CXCR2 mediates migration of keratinocytes. A, Five days after v-ras^Ha transduction, migration of CXCR2 WT and KO keratinocytes was tested in Transwell assays as described in methods. MIP-2 or TGFα (10 ng/ml) diluted in low –serum containing media (0) was used as stimulus in the bottom chamber while cells were seeded in the top chamber in low –serum containing media. The CXCR2 antagonist was added to the cell suspension prior to the seeding in the top well. Fold increase (chemotactic index) of keratinocyte migration in response to treatment was compared to basal migration in the absence of stimulus. Bars represent the mean ± SEM of two triplicate determinations. *, P < 0.001; #, P < 0.0001 compared with untreated control, § P < 0.001 compared with untreated respective control.
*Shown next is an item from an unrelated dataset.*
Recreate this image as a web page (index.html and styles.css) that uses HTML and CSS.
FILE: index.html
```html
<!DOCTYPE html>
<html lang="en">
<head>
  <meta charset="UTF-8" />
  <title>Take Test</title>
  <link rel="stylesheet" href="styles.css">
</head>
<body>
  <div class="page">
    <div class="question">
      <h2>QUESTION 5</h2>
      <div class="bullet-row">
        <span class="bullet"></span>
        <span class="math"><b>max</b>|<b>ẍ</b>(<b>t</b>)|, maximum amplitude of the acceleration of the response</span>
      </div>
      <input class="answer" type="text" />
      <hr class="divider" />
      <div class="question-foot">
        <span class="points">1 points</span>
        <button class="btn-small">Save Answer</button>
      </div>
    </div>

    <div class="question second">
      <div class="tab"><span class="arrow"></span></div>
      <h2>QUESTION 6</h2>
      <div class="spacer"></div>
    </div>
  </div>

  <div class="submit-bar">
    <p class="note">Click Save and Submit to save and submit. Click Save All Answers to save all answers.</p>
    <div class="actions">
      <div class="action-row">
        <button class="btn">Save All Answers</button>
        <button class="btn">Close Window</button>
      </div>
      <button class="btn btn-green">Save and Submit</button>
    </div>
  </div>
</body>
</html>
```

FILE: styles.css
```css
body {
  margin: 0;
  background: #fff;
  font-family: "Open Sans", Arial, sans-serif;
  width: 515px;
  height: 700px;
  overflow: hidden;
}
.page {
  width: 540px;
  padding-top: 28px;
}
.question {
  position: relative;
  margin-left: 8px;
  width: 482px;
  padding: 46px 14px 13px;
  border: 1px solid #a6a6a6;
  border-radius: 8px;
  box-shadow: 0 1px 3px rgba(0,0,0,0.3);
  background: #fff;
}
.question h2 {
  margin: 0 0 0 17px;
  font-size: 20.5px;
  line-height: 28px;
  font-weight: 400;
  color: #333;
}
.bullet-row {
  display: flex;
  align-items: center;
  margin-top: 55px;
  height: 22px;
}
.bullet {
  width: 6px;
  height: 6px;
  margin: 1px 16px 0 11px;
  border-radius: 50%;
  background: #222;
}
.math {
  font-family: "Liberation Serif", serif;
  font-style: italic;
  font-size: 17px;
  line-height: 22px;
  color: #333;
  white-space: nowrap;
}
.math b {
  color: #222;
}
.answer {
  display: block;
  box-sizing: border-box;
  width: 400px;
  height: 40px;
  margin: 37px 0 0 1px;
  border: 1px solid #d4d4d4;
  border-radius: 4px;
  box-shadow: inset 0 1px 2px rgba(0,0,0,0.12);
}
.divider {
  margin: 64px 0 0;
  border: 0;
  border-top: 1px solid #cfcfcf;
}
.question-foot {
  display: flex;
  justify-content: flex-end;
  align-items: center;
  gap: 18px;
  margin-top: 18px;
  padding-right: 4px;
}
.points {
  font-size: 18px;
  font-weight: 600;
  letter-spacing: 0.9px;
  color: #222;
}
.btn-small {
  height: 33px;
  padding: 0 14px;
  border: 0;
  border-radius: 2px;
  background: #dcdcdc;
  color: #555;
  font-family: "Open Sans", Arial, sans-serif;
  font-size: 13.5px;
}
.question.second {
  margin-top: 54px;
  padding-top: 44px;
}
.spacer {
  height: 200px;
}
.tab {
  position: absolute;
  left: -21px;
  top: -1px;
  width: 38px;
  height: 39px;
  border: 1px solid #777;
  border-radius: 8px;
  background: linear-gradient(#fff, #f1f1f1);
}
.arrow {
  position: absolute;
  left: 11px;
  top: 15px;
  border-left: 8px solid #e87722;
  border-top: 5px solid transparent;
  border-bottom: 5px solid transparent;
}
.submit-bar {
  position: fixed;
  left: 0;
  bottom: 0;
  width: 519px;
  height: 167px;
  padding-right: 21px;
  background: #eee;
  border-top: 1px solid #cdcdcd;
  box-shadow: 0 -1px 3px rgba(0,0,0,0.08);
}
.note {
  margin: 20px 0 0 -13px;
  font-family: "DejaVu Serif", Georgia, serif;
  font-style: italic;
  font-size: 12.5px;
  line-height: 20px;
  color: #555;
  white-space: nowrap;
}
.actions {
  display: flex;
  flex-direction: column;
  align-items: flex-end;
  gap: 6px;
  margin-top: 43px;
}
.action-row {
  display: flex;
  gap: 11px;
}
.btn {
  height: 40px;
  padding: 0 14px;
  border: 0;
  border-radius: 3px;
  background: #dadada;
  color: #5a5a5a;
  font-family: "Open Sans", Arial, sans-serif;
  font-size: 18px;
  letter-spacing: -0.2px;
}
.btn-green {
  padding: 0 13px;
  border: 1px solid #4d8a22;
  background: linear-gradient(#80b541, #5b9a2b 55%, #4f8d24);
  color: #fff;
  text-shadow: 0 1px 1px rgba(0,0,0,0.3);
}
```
B, Delayed epidermal regeneration in K5-PKCα mice deficient for CXCR2 after a single topical application of TPA. Skin biopsies were collected at 2, 3 and 5 days after a single TPA application on K5-PKCα/CXCR2 WT and K5-PKCα/CXCR2 KO and H&E stained. Bar, 50μm. C, Immunohistochemistry for filaggrin and loricin was performed on similar biopsies as in B collected at day 3 and 5.

Figure 5

Reconstitution of CXCR2 KO keratinocytes with CXCR2 restores chemotaxis and signaling after MIP-2 treatment. On the fourth day after v-ras transduction, CXCR2 null primary keratinocytes were transduced with an empty adenovirus (Control Ad) or CXCR2 expressing adenovirus (CXCR2 Ad) for an additional 24 hours and assayed for their ability to migrate in response to MIP-2 using the Transwell assays (A) as described in figure 4 or (B) stimulated with 200ng/ml MIP-2 or 10ng/ml TGFα for 5 minutes. Western blots were performed for total and phospho-ERK 1/2 (p-ERK1/2) and total and phospho-Akt (p-Akt) as described under “materials and methods”. Relative levels of phospho-Akt and phospho-ERK are indicated in each figure normalized to the PBS treated cells. *, P < 0.05 compared with untreated control.